»»
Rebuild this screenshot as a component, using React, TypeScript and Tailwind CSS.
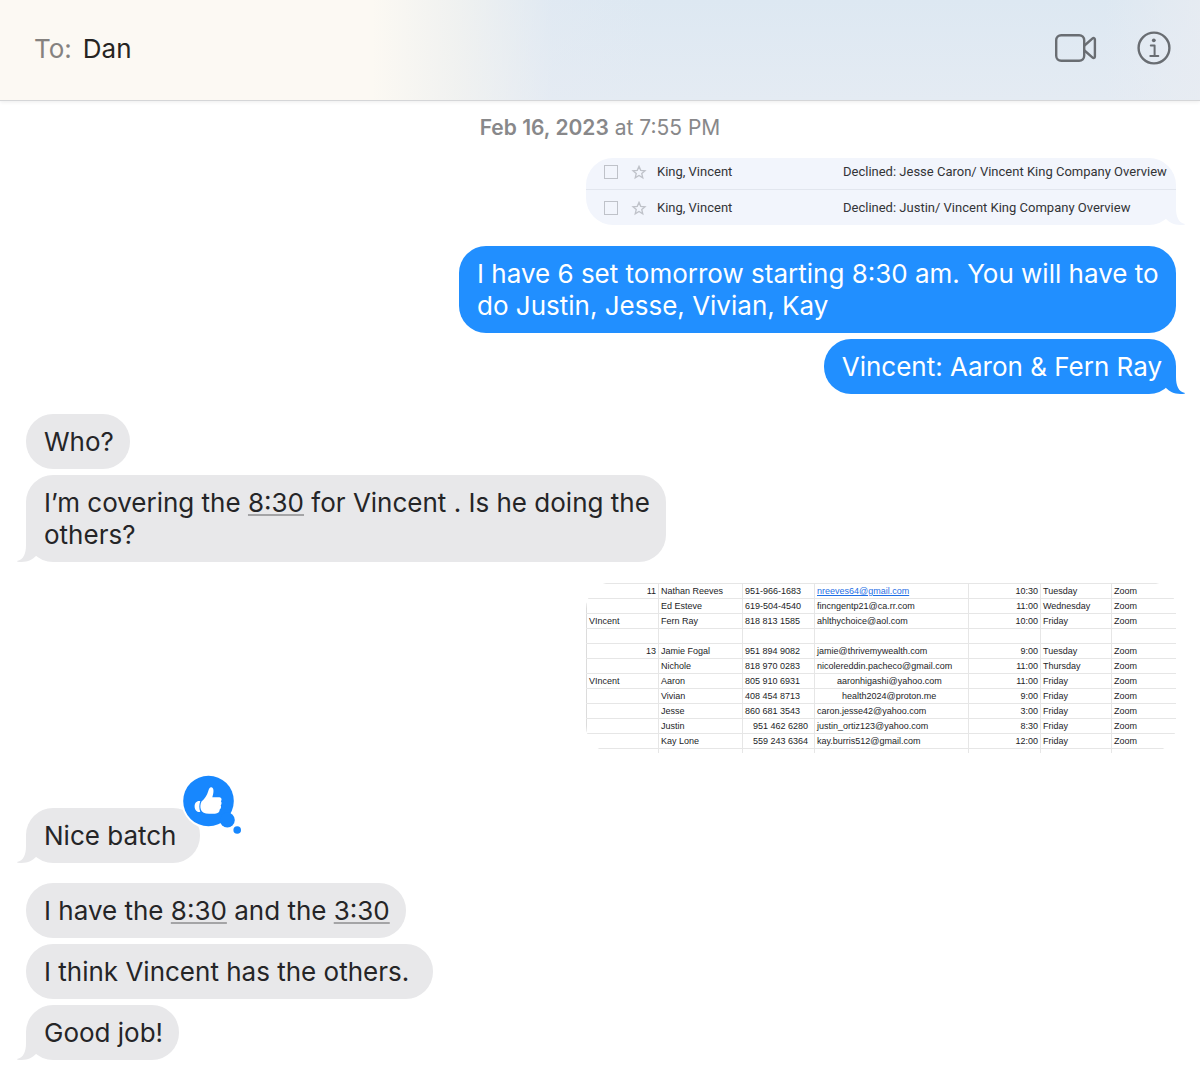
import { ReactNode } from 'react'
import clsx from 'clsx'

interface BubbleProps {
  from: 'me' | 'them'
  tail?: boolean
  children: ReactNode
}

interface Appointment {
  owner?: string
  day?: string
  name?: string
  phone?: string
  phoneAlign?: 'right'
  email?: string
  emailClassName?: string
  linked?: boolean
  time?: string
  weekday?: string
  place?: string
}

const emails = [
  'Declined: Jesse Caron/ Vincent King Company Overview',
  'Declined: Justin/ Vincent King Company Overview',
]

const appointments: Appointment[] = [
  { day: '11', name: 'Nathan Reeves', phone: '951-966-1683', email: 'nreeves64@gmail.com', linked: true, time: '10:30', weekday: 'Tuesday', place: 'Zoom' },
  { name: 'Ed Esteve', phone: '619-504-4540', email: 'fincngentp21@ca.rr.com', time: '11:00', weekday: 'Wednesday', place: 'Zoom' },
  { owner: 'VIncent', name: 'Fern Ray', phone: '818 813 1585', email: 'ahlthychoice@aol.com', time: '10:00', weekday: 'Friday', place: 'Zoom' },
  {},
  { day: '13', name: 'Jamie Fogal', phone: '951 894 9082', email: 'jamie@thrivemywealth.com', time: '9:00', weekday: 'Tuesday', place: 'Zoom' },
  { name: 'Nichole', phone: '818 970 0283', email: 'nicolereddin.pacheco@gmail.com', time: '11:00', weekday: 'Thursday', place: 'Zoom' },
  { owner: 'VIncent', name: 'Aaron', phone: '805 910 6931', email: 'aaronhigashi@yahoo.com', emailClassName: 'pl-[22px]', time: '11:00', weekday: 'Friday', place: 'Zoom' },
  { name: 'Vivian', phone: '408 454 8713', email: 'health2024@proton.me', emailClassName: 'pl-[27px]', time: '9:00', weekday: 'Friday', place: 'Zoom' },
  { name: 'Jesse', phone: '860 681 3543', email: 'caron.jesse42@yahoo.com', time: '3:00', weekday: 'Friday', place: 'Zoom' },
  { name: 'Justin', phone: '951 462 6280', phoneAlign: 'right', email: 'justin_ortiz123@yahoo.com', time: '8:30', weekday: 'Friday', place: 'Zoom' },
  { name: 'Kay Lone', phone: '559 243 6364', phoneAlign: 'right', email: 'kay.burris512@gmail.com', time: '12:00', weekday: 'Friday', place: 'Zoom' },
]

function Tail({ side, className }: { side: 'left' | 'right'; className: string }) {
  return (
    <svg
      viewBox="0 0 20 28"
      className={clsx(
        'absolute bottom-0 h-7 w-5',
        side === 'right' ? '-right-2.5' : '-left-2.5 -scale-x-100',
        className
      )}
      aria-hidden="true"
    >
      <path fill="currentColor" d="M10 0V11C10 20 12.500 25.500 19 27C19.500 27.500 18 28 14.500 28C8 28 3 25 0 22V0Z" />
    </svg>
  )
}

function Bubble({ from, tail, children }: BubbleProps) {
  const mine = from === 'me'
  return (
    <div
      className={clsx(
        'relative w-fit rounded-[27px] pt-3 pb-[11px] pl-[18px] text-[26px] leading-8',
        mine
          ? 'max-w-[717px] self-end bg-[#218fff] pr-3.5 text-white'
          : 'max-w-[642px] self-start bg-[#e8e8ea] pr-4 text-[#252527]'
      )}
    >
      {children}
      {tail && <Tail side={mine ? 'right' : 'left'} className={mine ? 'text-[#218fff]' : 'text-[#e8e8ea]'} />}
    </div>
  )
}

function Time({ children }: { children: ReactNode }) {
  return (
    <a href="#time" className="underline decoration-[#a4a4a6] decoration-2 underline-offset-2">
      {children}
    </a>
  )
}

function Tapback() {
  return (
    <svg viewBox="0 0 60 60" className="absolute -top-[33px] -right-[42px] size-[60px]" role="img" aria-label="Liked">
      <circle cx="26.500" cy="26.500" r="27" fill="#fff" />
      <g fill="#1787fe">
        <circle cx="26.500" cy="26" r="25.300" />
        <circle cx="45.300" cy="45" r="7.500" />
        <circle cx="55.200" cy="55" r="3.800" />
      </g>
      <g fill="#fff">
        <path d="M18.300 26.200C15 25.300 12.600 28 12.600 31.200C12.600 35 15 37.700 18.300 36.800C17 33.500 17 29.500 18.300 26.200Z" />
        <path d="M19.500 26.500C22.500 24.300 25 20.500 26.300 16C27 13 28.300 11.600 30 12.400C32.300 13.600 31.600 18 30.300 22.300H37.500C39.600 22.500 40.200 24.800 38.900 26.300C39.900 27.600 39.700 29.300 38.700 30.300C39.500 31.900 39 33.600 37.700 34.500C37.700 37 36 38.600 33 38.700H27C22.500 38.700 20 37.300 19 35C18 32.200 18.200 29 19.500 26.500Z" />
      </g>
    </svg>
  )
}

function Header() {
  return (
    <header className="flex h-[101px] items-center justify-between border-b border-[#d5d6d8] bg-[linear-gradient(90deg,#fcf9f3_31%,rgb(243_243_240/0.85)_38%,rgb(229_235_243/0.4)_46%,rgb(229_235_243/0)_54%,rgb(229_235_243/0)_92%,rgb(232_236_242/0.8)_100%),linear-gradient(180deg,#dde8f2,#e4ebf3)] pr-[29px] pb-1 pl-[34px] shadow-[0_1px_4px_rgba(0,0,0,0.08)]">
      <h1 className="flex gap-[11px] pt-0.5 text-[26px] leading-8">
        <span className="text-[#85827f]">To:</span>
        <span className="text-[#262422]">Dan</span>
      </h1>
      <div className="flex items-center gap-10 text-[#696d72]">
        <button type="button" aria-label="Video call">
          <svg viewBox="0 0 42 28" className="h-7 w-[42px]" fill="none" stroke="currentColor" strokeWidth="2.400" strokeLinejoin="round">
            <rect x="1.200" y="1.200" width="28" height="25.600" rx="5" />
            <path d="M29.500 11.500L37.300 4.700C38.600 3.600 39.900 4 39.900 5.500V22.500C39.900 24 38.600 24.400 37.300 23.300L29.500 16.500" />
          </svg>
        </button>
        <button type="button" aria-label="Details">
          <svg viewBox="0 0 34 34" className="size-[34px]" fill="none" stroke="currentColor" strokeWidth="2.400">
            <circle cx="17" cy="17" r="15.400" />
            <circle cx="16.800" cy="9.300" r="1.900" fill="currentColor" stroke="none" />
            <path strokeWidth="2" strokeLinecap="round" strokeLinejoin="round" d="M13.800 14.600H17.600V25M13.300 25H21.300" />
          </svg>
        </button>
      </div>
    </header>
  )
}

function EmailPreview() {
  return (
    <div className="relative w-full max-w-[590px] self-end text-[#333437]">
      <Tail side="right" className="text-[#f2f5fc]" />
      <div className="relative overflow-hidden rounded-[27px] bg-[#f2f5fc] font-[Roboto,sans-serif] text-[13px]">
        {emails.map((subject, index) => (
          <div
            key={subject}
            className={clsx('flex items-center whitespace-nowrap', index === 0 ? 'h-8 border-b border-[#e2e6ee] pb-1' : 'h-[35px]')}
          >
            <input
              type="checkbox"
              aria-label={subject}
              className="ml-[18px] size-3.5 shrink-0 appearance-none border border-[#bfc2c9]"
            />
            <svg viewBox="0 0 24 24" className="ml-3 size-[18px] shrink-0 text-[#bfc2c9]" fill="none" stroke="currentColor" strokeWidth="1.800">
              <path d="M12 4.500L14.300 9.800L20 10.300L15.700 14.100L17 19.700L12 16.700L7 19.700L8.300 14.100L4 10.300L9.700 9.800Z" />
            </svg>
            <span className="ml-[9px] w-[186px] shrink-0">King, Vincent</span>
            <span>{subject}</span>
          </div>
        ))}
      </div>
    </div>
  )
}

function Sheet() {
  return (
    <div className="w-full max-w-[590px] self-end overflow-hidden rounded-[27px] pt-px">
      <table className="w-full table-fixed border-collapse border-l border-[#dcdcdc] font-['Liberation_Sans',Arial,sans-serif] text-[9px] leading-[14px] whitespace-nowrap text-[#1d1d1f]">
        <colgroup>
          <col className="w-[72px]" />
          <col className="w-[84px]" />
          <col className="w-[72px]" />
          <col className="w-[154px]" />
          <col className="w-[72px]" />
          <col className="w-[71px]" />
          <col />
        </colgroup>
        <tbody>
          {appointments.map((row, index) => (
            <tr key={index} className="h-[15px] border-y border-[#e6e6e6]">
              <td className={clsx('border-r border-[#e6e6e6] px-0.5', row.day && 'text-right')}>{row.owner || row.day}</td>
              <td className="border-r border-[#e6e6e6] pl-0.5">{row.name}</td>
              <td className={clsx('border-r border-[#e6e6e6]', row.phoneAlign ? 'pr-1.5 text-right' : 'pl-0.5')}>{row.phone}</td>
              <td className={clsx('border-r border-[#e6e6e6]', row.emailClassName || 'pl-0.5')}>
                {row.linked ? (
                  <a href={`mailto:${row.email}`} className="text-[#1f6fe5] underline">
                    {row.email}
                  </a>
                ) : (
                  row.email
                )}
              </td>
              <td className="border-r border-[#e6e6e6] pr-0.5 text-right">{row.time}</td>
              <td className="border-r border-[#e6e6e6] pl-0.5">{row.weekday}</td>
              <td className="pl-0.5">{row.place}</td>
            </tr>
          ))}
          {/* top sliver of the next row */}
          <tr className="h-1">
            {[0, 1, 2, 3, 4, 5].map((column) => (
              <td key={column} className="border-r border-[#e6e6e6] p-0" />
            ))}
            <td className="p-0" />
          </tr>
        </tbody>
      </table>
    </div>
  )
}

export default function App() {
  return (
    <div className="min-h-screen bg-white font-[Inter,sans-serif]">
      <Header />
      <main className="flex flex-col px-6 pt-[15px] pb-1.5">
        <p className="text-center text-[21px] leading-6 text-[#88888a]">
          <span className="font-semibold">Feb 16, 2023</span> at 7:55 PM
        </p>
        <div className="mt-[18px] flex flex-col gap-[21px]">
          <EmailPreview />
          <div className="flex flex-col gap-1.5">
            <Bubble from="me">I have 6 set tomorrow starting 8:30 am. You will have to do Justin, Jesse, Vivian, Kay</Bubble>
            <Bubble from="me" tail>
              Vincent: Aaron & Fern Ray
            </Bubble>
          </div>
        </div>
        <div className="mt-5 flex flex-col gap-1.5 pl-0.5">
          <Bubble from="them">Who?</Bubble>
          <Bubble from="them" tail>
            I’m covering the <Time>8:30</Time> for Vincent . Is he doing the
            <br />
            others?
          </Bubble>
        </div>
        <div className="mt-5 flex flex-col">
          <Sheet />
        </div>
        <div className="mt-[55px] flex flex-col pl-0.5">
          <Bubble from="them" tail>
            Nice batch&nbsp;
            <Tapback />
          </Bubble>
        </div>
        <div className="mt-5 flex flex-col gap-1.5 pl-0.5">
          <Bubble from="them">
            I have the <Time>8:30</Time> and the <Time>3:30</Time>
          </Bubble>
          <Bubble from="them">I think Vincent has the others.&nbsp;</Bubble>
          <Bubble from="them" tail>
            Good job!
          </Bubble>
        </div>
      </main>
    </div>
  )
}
««
»»
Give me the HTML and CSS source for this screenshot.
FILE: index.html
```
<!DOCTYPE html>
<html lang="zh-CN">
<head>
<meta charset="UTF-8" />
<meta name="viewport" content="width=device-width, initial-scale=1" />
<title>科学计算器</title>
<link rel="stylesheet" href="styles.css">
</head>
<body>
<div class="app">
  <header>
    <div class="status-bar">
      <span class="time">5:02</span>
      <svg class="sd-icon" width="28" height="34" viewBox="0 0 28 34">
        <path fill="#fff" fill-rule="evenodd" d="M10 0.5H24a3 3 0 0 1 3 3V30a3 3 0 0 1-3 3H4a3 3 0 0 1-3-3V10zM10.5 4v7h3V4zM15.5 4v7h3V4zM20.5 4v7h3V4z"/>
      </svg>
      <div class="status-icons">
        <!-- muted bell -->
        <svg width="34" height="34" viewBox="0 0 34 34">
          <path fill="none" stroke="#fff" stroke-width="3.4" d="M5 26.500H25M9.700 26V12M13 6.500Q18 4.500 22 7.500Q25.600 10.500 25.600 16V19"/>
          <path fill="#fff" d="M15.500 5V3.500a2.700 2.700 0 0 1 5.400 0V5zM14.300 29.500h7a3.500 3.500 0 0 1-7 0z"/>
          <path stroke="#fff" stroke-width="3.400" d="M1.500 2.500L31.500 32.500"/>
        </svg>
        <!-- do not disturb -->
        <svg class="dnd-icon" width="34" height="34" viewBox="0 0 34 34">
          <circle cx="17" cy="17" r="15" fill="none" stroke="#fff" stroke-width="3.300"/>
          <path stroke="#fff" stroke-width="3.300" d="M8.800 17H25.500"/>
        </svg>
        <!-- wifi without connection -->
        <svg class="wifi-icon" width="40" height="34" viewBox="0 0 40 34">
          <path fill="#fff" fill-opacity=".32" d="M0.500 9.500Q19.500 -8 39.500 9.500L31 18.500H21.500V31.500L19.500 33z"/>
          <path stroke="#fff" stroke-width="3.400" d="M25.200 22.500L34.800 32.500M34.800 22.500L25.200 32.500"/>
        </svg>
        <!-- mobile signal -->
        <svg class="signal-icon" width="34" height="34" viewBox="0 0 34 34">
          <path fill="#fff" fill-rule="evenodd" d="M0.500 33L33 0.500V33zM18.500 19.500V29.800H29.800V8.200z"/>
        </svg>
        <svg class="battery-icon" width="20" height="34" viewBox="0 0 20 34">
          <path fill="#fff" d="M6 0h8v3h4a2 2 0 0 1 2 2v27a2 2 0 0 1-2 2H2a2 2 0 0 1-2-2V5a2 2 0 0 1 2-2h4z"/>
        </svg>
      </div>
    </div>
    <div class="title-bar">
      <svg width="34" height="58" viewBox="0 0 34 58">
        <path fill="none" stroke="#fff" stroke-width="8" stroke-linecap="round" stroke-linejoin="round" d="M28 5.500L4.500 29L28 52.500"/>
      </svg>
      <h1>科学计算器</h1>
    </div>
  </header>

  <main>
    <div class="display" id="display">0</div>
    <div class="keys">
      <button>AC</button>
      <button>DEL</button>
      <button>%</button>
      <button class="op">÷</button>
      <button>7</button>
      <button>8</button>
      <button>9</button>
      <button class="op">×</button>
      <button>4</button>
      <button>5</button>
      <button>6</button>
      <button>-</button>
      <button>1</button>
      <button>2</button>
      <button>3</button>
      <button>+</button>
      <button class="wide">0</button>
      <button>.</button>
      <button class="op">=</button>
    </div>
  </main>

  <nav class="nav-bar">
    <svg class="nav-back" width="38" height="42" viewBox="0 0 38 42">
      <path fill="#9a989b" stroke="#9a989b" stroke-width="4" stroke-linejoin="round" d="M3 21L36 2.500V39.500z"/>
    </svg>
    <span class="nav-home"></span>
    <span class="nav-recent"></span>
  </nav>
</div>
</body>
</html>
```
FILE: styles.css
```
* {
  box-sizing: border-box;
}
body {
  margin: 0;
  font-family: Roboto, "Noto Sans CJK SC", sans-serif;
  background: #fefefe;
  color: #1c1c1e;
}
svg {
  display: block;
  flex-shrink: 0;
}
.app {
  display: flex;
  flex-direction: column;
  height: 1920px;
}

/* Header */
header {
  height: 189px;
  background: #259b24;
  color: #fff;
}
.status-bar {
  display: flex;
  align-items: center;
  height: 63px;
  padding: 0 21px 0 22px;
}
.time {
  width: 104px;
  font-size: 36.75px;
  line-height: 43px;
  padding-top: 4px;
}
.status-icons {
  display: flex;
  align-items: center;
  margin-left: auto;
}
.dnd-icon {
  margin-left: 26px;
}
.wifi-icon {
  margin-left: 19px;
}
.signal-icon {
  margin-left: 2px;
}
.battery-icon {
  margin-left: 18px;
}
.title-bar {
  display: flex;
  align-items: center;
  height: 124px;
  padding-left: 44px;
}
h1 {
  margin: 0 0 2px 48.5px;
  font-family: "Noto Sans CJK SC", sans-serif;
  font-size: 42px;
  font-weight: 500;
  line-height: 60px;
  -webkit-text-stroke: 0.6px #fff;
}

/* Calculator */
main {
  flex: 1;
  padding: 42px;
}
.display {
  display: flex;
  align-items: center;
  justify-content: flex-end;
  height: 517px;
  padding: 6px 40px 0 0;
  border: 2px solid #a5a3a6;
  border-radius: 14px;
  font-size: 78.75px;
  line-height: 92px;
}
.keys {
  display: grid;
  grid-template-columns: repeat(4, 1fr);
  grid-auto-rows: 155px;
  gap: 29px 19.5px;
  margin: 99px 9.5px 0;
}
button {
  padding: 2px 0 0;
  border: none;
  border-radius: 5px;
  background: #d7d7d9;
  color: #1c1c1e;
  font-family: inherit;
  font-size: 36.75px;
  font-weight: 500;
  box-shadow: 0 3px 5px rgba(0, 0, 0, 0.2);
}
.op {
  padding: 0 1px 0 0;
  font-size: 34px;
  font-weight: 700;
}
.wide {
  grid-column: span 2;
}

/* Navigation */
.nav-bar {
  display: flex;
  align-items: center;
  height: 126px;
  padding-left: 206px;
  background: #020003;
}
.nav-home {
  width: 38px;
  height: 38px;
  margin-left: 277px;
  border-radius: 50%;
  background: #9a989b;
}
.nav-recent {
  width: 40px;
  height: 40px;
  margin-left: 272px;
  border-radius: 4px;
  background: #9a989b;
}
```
««
◆ **STATED EXERCISE**: Go through the entries above and copy every line containing "screenshot".

◆ **FINISHED TASK**:
Rebuild this screenshot as a component, using React, TypeScript and Tailwind CSS.
Give me the HTML and CSS source for this screenshot.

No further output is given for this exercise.